[TASK OBJECTIVE] Return the full listing exactly as it is written.

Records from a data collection

========================

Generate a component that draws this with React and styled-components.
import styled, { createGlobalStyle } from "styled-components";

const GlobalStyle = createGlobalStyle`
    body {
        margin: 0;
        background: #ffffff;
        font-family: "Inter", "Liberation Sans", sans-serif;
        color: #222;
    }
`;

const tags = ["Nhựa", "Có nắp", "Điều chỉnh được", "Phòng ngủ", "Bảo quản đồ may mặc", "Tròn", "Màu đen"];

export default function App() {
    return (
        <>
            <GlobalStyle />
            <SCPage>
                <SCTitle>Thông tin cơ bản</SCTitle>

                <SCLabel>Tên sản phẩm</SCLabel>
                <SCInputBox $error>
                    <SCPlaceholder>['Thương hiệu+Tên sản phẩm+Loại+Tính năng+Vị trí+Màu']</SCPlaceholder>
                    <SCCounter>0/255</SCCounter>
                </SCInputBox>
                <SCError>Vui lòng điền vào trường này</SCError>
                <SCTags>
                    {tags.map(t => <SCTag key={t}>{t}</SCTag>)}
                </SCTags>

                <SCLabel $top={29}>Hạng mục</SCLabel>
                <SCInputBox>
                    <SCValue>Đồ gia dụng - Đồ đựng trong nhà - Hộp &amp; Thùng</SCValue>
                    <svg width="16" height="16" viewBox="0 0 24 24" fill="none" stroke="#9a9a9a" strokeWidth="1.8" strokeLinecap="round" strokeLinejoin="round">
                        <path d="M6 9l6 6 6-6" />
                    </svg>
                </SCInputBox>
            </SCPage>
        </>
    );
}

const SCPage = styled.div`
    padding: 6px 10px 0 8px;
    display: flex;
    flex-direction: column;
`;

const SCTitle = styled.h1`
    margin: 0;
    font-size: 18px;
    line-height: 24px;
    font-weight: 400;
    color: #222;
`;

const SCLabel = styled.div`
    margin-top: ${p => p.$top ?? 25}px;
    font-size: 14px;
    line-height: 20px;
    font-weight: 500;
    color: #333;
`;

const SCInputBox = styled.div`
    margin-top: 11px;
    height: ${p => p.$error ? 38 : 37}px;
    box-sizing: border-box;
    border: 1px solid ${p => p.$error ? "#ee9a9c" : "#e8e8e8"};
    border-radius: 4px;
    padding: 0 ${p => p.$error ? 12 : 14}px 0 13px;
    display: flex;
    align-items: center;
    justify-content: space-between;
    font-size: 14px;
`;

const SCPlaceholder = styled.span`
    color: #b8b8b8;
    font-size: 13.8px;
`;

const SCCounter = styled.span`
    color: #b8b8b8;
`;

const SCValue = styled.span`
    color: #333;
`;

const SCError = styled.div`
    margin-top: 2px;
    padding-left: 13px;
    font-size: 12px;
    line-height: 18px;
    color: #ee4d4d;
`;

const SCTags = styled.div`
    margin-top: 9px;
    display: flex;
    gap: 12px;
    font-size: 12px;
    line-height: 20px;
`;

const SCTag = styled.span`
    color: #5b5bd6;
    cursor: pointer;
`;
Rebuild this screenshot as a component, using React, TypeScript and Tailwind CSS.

========================

[THE REPLY]
Generate a component that draws this with React and styled-components.
import styled, { createGlobalStyle } from "styled-components";

const GlobalStyle = createGlobalStyle`
    body {
        margin: 0;
        background: #ffffff;
        font-family: "Inter", "Liberation Sans", sans-serif;
        color: #222;
    }
`;

const tags = ["Nhựa", "Có nắp", "Điều chỉnh được", "Phòng ngủ", "Bảo quản đồ may mặc", "Tròn", "Màu đen"];

export default function App() {
    return (
        <>
            <GlobalStyle />
            <SCPage>
                <SCTitle>Thông tin cơ bản</SCTitle>

                <SCLabel>Tên sản phẩm</SCLabel>
                <SCInputBox $error>
                    <SCPlaceholder>['Thương hiệu+Tên sản phẩm+Loại+Tính năng+Vị trí+Màu']</SCPlaceholder>
                    <SCCounter>0/255</SCCounter>
                </SCInputBox>
                <SCError>Vui lòng điền vào trường này</SCError>
                <SCTags>
                    {tags.map(t => <SCTag key={t}>{t}</SCTag>)}
                </SCTags>

                <SCLabel $top={29}>Hạng mục</SCLabel>
                <SCInputBox>
                    <SCValue>Đồ gia dụng - Đồ đựng trong nhà - Hộp &amp; Thùng</SCValue>
                    <svg width="16" height="16" viewBox="0 0 24 24" fill="none" stroke="#9a9a9a" strokeWidth="1.8" strokeLinecap="round" strokeLinejoin="round">
                        <path d="M6 9l6 6 6-6" />
                    </svg>
                </SCInputBox>
            </SCPage>
        </>
    );
}

const SCPage = styled.div`
    padding: 6px 10px 0 8px;
    display: flex;
    flex-direction: column;
`;

const SCTitle = styled.h1`
    margin: 0;
    font-size: 18px;
    line-height: 24px;
    font-weight: 400;
    color: #222;
`;

const SCLabel = styled.div`
    margin-top: ${p => p.$top ?? 25}px;
    font-size: 14px;
    line-height: 20px;
    font-weight: 500;
    color: #333;
`;

const SCInputBox = styled.div`
    margin-top: 11px;
    height: ${p => p.$error ? 38 : 37}px;
    box-sizing: border-box;
    border: 1px solid ${p => p.$error ? "#ee9a9c" : "#e8e8e8"};
    border-radius: 4px;
    padding: 0 ${p => p.$error ? 12 : 14}px 0 13px;
    display: flex;
    align-items: center;
    justify-content: space-between;
    font-size: 14px;
`;

const SCPlaceholder = styled.span`
    color: #b8b8b8;
    font-size: 13.8px;
`;

const SCCounter = styled.span`
    color: #b8b8b8;
`;

const SCValue = styled.span`
    color: #333;
`;

const SCError = styled.div`
    margin-top: 2px;
    padding-left: 13px;
    font-size: 12px;
    line-height: 18px;
    color: #ee4d4d;
`;

const SCTags = styled.div`
    margin-top: 9px;
    display: flex;
    gap: 12px;
    font-size: 12px;
    line-height: 20px;
`;

const SCTag = styled.span`
    color: #5b5bd6;
    cursor: pointer;
`;
Rebuild this screenshot as a component, using React, TypeScript and Tailwind CSS.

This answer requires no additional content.